The above-described approach includes a trained/learned information transformation algorithm that produces compression of information with intentional loss of precision, while focusing on de-identifying personal information. Categories can be coarse and privacy-preserving. An algorithm may be invoked to automatically prune thousands of fine-grained categories (e.g., retrieved from dmoz.org) into a smaller number of categories. A further refinement process may be invoked to preserve privacy of categories, e.g., through a filter that provides “sanity checks” constructed according to privacy principles e.g., developed by privacy experts and via user studies. The user studies or surveys can be conducted periodically, e.g., annually, semi-annually, etc., and may be automated. In one embodiment, the final number of categories to be used for classification is between 10 and 100.
In embodiments, classification (e.g., category determination) of URLs happens locally on the user's system, unlike many solutions where the explicit URLs are sent to a web service that potentially exposes the user's IP address and where the web server can store sensitive web usage data server.
In embodiments, a non-intrusive, secure collector is used. The collector is neither a plug-in to the browsers that can make browsers unstable and pose security risks, nor it is a network packet sniffer.
FIG. 2 is a block diagram of a system according to embodiments of the present invention. System 200 is a personal computer that includes a processor 210 and a non-volatile memory 218. The processor 210 includes one or more cores 212 ₁to 212 _N. Core 212 ₁may include collection logic 214 and classification logic 216. In embodiments, the nonvolatile memory 218 may store classification models 220, each model corresponding to a category. The system 200 may be coupled to a server 230.
In operation, the collection logic 214 (e.g., hardware, software, firmware, or a combination thereof) may be executed in the core 212 ₁and upon execution may collect, during a usage period, a history of URLs (optionally including a title on a corresponding title page of each URL) accessed by a user and corresponding elapsed access times. The collection logic 214 can pass the collected history to the classification logic 216, which can classify the URLs according to the classification models 220 (e.g., developed accorded to model building described above) that are typically stored in the nonvolatile memory 218. For example, each classification model can indicate, based on URL information received, whether the URL in question falls in the category corresponding to the classification model. Generally, categories are constructed to be non-overlapping. Additionally, the categories are constructed so as to suppress detailed personal preference information, e.g., the URL of each website accessed.
A classification report that is output from the classification logic 216 may include a relative importance of each category determined from the URL access history received, e.g. a numerical value associated with the category for the particular access history being analyzed. The complete classification report (also classification summary, or categorization summary herein) for the particular URL access history typically may include a corresponding value for each category based on, e.g., a count of URLs and access time of each URL. The classification report output suppresses (e.g., omits) the identity of each URL in order to protect privacy of the user. The classification report may be output to server 230.

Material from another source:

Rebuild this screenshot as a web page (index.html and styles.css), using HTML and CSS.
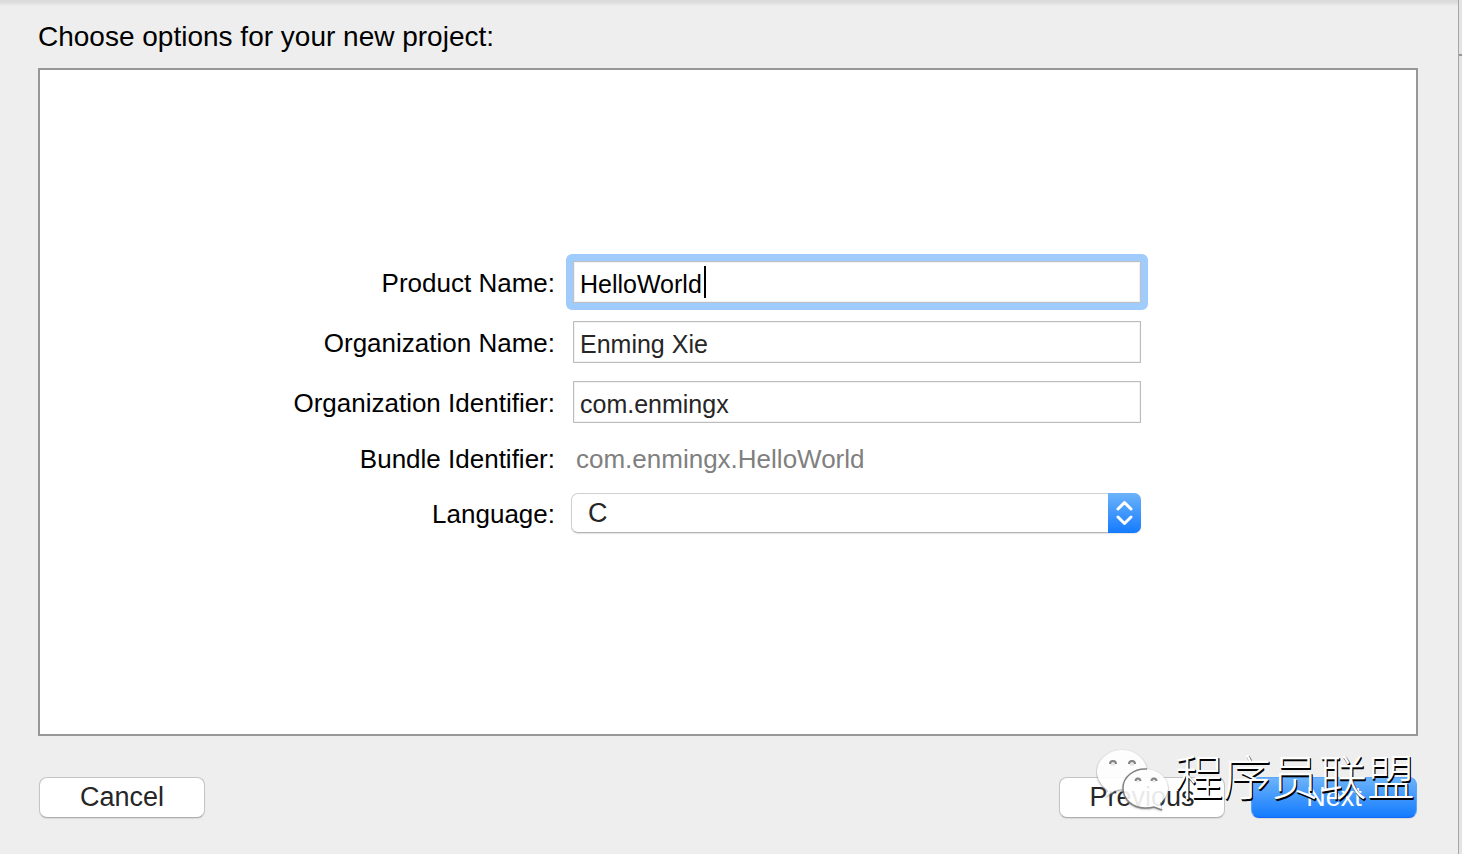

The server 230 may store the classification report. The classification report may be used to determine modification of a future generation of the system 202. For example, the server 230 may collect many classification reports from various users and may analyze the classification reports received to produce an analysis that may point to inferences based on the populations of each of the categories. The analysis may be used as a basis, e.g., in analytics, to implement design changes, e.g., to effect improvement in utility of the system by users.
Referring to FIG. 3, shown is a flow diagram of a method according to an embodiment of the present invention. Method 300 is a method of developing classification models. Method 300 begins at block 302, where URL data is sampled and stored in an analyzable format. For example, the URL data may come from a source of URLs such as dmoz.com. Continuing to block 304, a URL ranking for each URL sampled may be determined based on a source of URL popularity rankings, e.g., from www.alexa.com. Advancing to block 306, categories may be determined based on URL rankings and a desired granularity of the categories. The desired granularity (e.g. number of categories) is an input to the algorithm. For example, in embodiments, a count of the categories created will be less than a count of URLs sampled, and the categories selected are intended to preserve privacy by suppressing URL titles and characteristics deemed too personal to be shared. For example, an expert filter (e.g., software, hardware, firmware, or a combination thereof) may be applied to the categories to filter out those categories deemed too personal to be shared (e.g., filtering out categories such as “adult movies”) and instead include more general categories (e.g., “movies”). The filter may be constructed by following common privacy guidelines, and from the outcome of user surveys that may reveal sensitivity to categories.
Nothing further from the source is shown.